Xu plays further with our expectations in “Dear Future Where Everything is Hypothetical Except for Joy,” in which she toys with causality by utilizing anaphoral “if” statements that, for the most part, resist resolution through a flirtation with the “then.” Occasionally “then” appears, but mostly it is implied, or even skirted away from, as is the case in the lines, “If later the streetlights shatter me / into pure amazement.” Also at work in this poem is a sense of detachment as the speaker looks in on herself at a party scene. Someone has fallen in love. Someone is holding a glass up to the light. And in this poem I, like the speaker, want to preserve some element of the world’s unpredictability—I am with her when she declares, “if it is supposed to be a surprise don’t / ever tell me.”
Ending the collection is an eleven-poem series in which each piece is entitled, “We Are Both Sure to Die,” the second poem of which ends on a particularly telling passage:
…We are not dead.
We still adventure in a completely
original way. Just coconut or
wearing stripes for dinner.
Good weather or hello.
I have been waiting forever
to meet you with all these books.
The sky no longer angry.
How does it feel now
with your head still stuck
inside the amazing sun?
Fascinatingly, this passage contains the material things of Xu’s and our world—coconut, stripes for dinner, good weather, books, the sky, “the amazing sun”—while simultaneously addressing the speaker and reader’s own absorption in these concrete elements in the final lines.
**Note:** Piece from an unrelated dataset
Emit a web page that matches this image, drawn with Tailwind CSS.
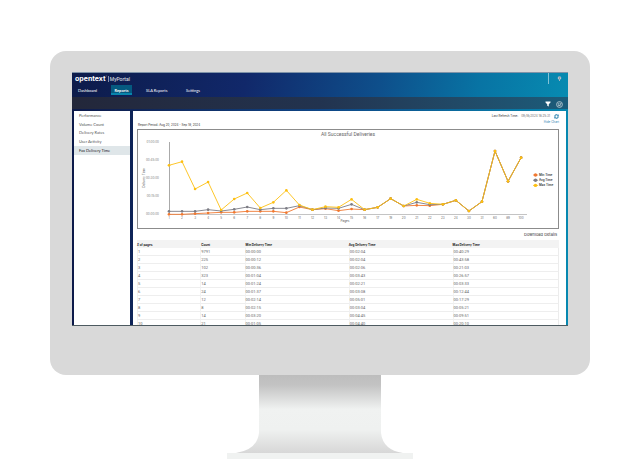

Suddenly we are not visiting these poems so much as we are “stuck inside the amazing sun” of them—we don’t get to choose whether or not we live here, whether or not we are going to die. In this sense, Xu’s collection is entirely inevitable. And this inevitability made me leave these poems really needing to return to them—needing to go outside and look at trees and the moon, and appreciate the world, and then laugh at it for being so simple, and hug people, and say hello, and drink my coffee in solitude, all at once.